REALTORS® Score Big Win on Business Income Deduction

On Wednesday, August 8, 2018, the IRS published proposed rules on the 20 percent business income deduction that was created as part of last year’s tax reform law. The rules are a win for real estate because they make clear that broad limitations included in the law will not apply to real estate professionals.

Under the new law, individual owners of sole proprietorships, including independent contractors and owners of S corporations, LLCs, or partnerships, can take the 20 percent deduction on their net qualified (non-investment) business income.
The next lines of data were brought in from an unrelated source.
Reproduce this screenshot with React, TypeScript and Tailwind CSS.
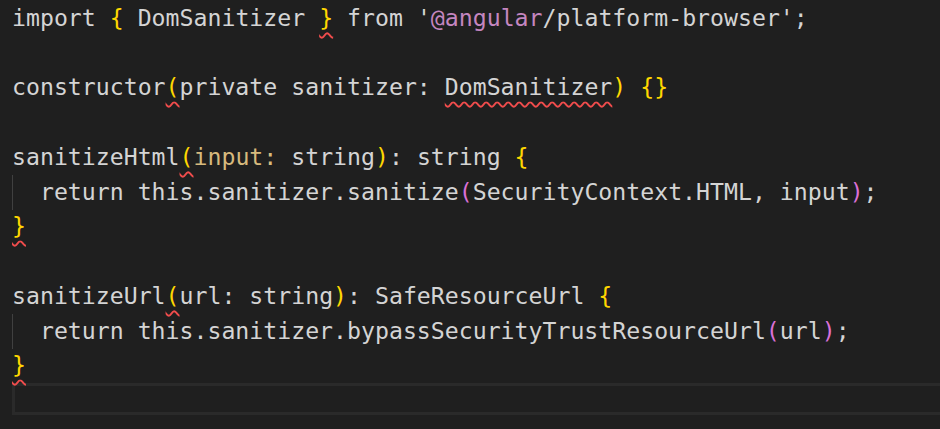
import type { ReactNode } from 'react';

const Y = ({ children, squiggle = false }: { children: ReactNode; squiggle?: boolean }) => (
  <span
    className={`text-[#ffd700] ${squiggle ? 'underline decoration-wavy decoration-[#f14c4c] decoration-[1.5px] underline-offset-[6px]' : ''}`}
  >
    {children}
  </span>
);

const P = ({ children }: { children: ReactNode }) => <span className="text-[#da70d6]">{children}</span>;

const Line = ({ children, guide = false }: { children?: ReactNode; guide?: boolean }) => (
  <div className="relative h-[34.75px] flex items-center pl-[12px]">
    {guide && <div className="absolute left-[12px] top-0 bottom-0 w-px bg-[#404040]" />}
    <span className="whitespace-pre">{children}</span>
  </div>
);

export default function App() {
  return (
    <div
      className="w-[940px] h-[429px] overflow-hidden bg-[#1f1f1f] text-[#d4d4d4] text-[23.2px] flex"
      style={{ fontFamily: '"DejaVu Sans Mono", "Liberation Mono", monospace' }}
    >
      <div className="flex-1 flex flex-col pt-px">
        <Line>
          import <Y>{'{'}</Y> DomSanitizer <Y squiggle>{'}'}</Y> from '<span className="text-[#c586c0]">@angular</span>/platform-browser';
        </Line>
        <Line />
        <Line>
          constructor<Y squiggle>(</Y>private sanitizer:{' '}
          <span className="underline decoration-wavy decoration-[#f14c4c] decoration-[1.5px] underline-offset-[6px]">DomSanitizer</span>
          <Y>)</Y>{' '}<Y>{'{}'}</Y>
        </Line>
        <Line />
        <Line>
          sanitizeHtml<Y squiggle>(</Y>
          <span className="text-[#d7ba7d]">input:</span> string<Y>)</Y>: string <Y>{'{'}</Y>
        </Line>
        <Line guide>
          {'  return this.sanitizer.sanitize'}<P>(</P>SecurityContext.HTML, input<P>)</P>;
        </Line>
        <Line>
          <Y squiggle>{'}'}</Y>
        </Line>
        <Line />
        <Line>
          sanitizeUrl<Y squiggle>(</Y>url: string<Y>)</Y>: SafeResourceUrl <Y>{'{'}</Y>
        </Line>
        <Line guide>
          {'  return this.sanitizer.bypassSecurityTrustResourceUrl'}<P>(</P>url<P>)</P>;
        </Line>
        <Line>
          <Y squiggle>{'}'}</Y>
        </Line>
        <div className="ml-[12px] h-[32px] border-y-[3px] border-l-[3px] border-[#2a2a2a]" />
      </div>
    </div>
  );
}
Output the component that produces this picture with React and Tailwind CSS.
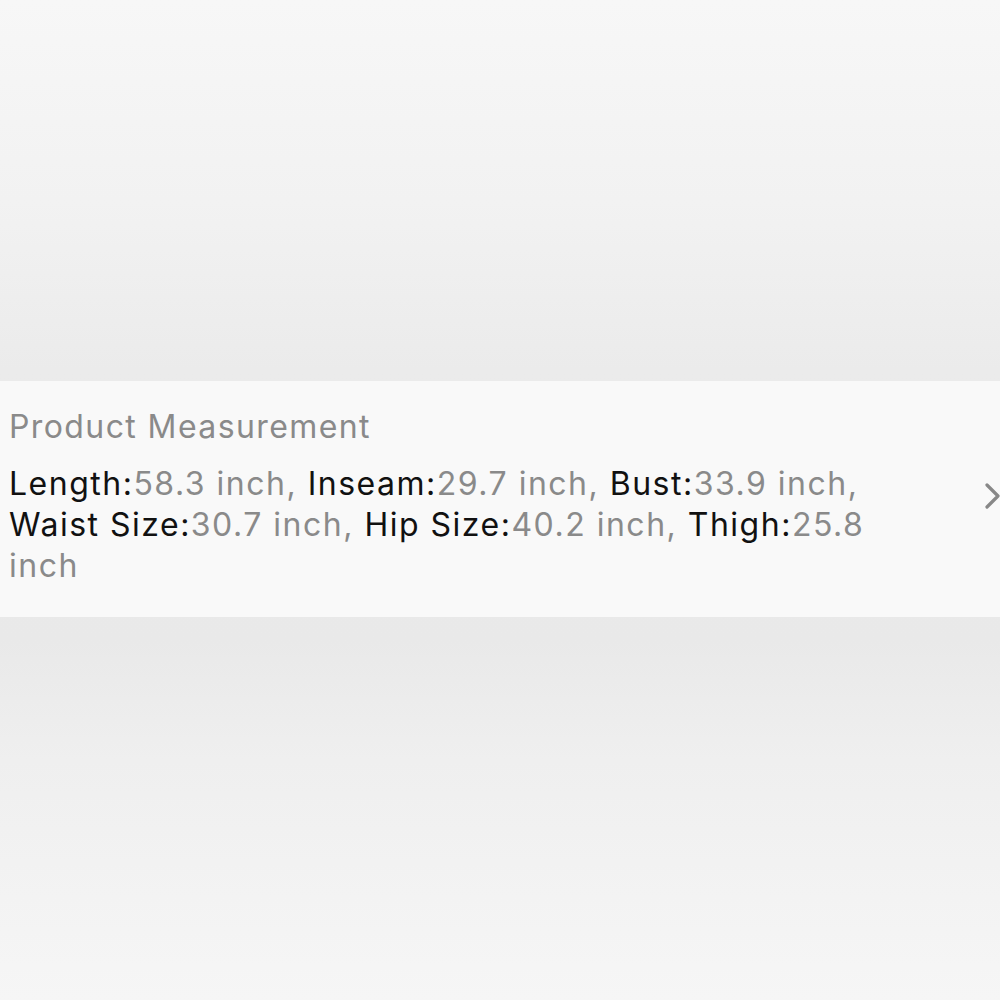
export default function App() {
  const K = "text-[#111111]";
  const V = "text-[#8a8a8a]";
  return (
    <div
      className="w-[1000px] h-[1000px] overflow-hidden flex flex-col bg-[linear-gradient(180deg,#f7f7f7_0%,#f2f2f2_20%,#ebebeb_37%,#e9e9e9_64%,#efefef_76%,#f6f6f6_100%)]"
      style={{ fontFamily: '"Inter", "Roboto", sans-serif' }}
    >
      <div className="h-[381px]" />
      <div className="h-[236px] bg-[#f9f9f9] flex items-start">
        <div className="flex-1 pl-[9px] pt-[26px]">
          <div className="text-[32px] leading-[40px] text-[#8a8a8a] tracking-[1.4px]">Product Measurement</div>
          <div className="mt-[16px] text-[32px] leading-[41px] tracking-[1.5px]">
            <span className={K}>Length:</span><span className={V}>58.3 inch, </span>
            <span className={K}>Inseam:</span><span className={V}>29.7 inch, </span>
            <span className={K}>Bust:</span><span className={V}>33.9 inch,</span>
            <br />
            <span className={K}>Waist Size:</span><span className={V}>30.7 inch, </span>
            <span className={K}>Hip Size:</span><span className={V}>40.2 inch, </span>
            <span className={K}>Thigh:</span><span className={V}>25.8</span>
            <br />
            <span className={V}>inch</span>
          </div>
        </div>
        <div className="w-[20px] pt-[101px]">
          <svg width="20" height="30" viewBox="0 0 20 30" fill="none">
            <polyline points="7,3 18,14 7,25" stroke="#888888" strokeWidth="3.2" strokeLinecap="round" strokeLinejoin="round" />
          </svg>
        </div>
      </div>
      <div className="flex-1" />
    </div>
  );
}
The calculation will depend on income thresholds, what type of business you own, and how you meet certain wage and qualified property tests. But the basic structure is very favorable to you as a small business or independent contractor.

REALTORS® were integral to the favorable interpretation in the proposed rules. The National Association of REALTORS® made a forceful case—both in a detailed letter sent on June 19 and in a face-to-face meeting with IRS officials in early August—that certain limitations on specified service businesses were not intended by Congress to apply to real estate professionals. And that’s the interpretation the IRS has ended up taking. NAR “met with [the Office of Management and Budget] and Treasury Department officials to discuss proposed rules outlining computation of the new write-off for pass-throughs,” Bloomberg News reported Tuesday.

The new deduction is available for tax years beginning after Dec. 31, 2017. You’ll be able to claim it for the first time on the 2018 federal income tax return you file next year.

Look for detailed NAR guidance by mid-September. It’s a complicated provision, and how it works for you will depend on many factors unique to your business structure and your income. Consult with your accountant or tax attorney on how this deduction should be applied in your situation.